Apprenticeships: Round-up of recent developments on delivery, hiring bonus and redundancies
28 July 2020
Apprentices, employers, training providers and assessment organisations have experienced their fair share of challenges due to the COVID-19 pandemic. The Government’s Department for Education has continued to review the apprenticeships landscape since the early days of lockdown.
We take a look in this article at recent developments, including: updated Government guidance promoting the survival of apprenticeships through greater flexibility; the recent announcement of bonuses for businesses that hire apprentices; and what happens when an apprentice is made redundant.

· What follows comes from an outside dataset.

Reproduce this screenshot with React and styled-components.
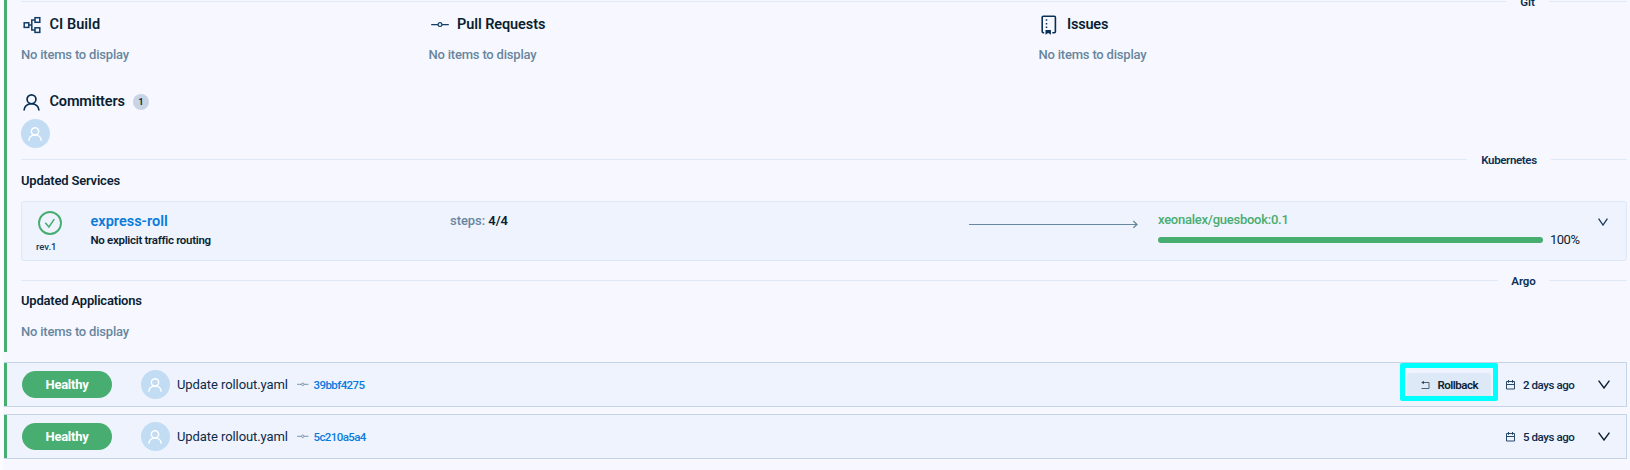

The defining feature of an apprenticeship is learning, through a blend of work and off-the-job training. Both of these have proved challenging in a time where, on public safety grounds, we are encouraged to work remotely. While the Government still encourages use of distance-learning tools for apprenticeships, its recently updated apprenticeships guidance permits on-site delivery where this is done in accordance with return to work health and safety guidance.
Since mid-June, training providers have been permitted to offer some face-to-face contact for 16-18 years old apprentices, provided no more than 25% of those learners attend at any one time. From 13 July, providers have been permitted to allow 19+ years old apprentices to return to on-site training, provided this is done safely. Providers must ensure they limit the number of learners attending at any one time and control how they mix with other learners and staff.
End-point assessments (EPAs) should be carried out remotely if possible. But if that is not an option, apprentices can attend an assessment centre to complete their EPA, provided the centre meets health and safety requirements.
In addition, various apprenticeship standards have been temporarily modified in light of COVID-19 to ensure that EPAs can continue to take place, with alterations such as remote assessment or changes to the form of assessment. A list of varied standards has been published by the Institute for Apprenticeships and Technical Education.
On 8 July, the Chancellor Rishi Sunak announced a ‘brand new bonus’ support scheme for employers hiring new apprentices. Details have since been published in the Department for Education’s ‘Apprenticeship funding in England’ guidance.
Where an employer hires a new apprentice between 1 August 2020 and 31 January 2021, they will be eligible to make a claim for a bonus from 1 September 2020 through the apprenticeship service. The level of the bonus will depend on age. For apprentices aged 16-24, the payment will be £2,000; and for apprentices aged 25+, it will be £1,500. The payment will be made directly to the employer in two equal instalments, where the apprentice is still in learning at day 90 and day 365 – incentivising employers to continue the apprenticeship.
Employers can make claims in respect of multiple new apprentices, provided the apprentices meet the criteria. The bonus is on top of the existing payment of £1,000 which employers receive from the Government for new 16-18 years old apprentices (or 19-24 years old apprentices who have an Education, Health and Care plan).
The Government’s measures are clearly aimed at keeping apprenticeships going, although in these difficult economic times some redundancies are inevitable and this is acknowledged in the apprenticeships guidance.
Providers will be able to access funding to continue training redundant apprentices, in line with the funding rules. The Government will effectively step into the old employer’s shoes in covering costs of the price negotiated between the provider and the old employer. This will be for a maximum of 12 weeks where the apprentice has more than six months remaining of their apprenticeship, or for up to six months where the apprentice is within six months of their final day of training - unless the apprentice finds a new employer who can continue the apprenticeship (and assume the outstanding liabilities).
The Department for Work and Pensions has also advised that where an apprentice has been made redundant, but continues their apprenticeship studies, they are eligible for Universal Credit provided they meet the relevant criteria (typically for those aged 18+).
Employers should also remember that apprentices who are employees with at least 2 years’ continuous service are entitled to a statutory redundancy payment.
A Government support service for redundant apprentices is on the horizon, which will provide apprentices with advice on redundancy, highlight support services, and include an apprenticeship vacancy sharing service to point apprentices towards any new opportunities.